Lessons learned for the EBRD
10 April 2012, EUObserver
In recent weeks, the European Bank for Reconstruction and Development (EBRD) has been in the news as rarely before, with a few important questions being raised about its accountability.
For the first time in its 20-year history of promoting democracy and market economies in central and eastern Europe, the bank has decided to apply some democratic principles to the selection of its own president: five candidates are vying for the job, which until now has been filled after behind-closed-doors negotiations between its largest EU shareholders.
In the meantime, EUobserver has brought to light allegations that EBRD money has ended up in the pockets of people associated closely with the authoritarian regime of President Alexander Lukashenko in Belarus, raising some doubts over the verification mechanisms in place at the bank to ensure the public money it disburses actually benefits ordinary people in its theatre of operations.
Opening up the presidential selection process and dealing with allegations of having benefited the allies of a dictator has hopefully brought on some soul searching at the bank.
It would be a good time for the institution to take a look at itself – last year it turned 20 and this year it will expand its mandate from former Communist-controlled Europe to also promoting reform in post-Arab-Spring north African and Middle East countries.
An honest self-assessment is necessary because the bank’s record in post-Communist countries is at best mixed and its new turf marks an increase in political responsibility.
There are a few areas to which it should pay particularly careful attention.
Firstly, while it is called a development bank, the EBRD still does not have solid means to measure the development impact of its operations. Too often, the transition record of a country is judged only in terms of the speed of privatisation and economic liberalisation reforms, failing to take properly into account human development and environmental goals. Before moving into a region where inequality has been one of the main drivers of revolutions, the bank must improve its vision of transition and development.
Secondly, the bank is mandated to promote sustainable development in its countries of operation, yet it continues to invest considerable amounts of public money into fossil fuels (for instance, in the new lignite unit at Sostanj in Slovenia) as well as into projects which affect protected natural areas (such as the Boskov Most and Ombla hydropower plants in Macedonia and Croatia). These kinds of investments must be eliminated.

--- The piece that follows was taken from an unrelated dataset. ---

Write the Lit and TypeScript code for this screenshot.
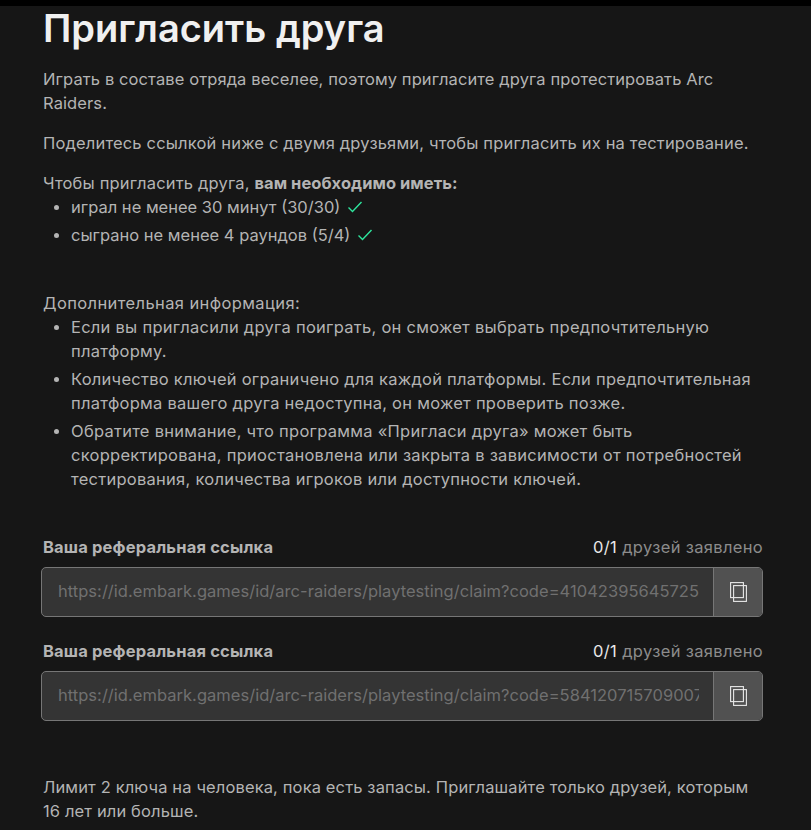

Importantly, the bank also needs to re-evaluate its relationship with authoritarian regimes.
While the bank currently limits lending to countries such as Belarus and Turkmenistan, it continues to boast about its co-operation with the governments of Kazakhstan, Azerbaijan and Russia, where democratic principles are clearly not being implemented.
The expansion of the bank’s mandate to post-Arab-Spring countries was – ironically – announced last year at the EBRD’s annual meeting in Kazakhstan, hosted by the country’s authoritarian leader Nursultan Nazarbayev. The bank’s involvement with such regimes must be reassessed to ensure that its lending does not end up in the pockets of corrupt elites.
Before it moves into north African and Middle East countries, the bank would be well-advised to conduct extensive consultations with local civil society groups – not just the business community and politicians – to assess whether its involvement is indeed wanted and if so, in what form.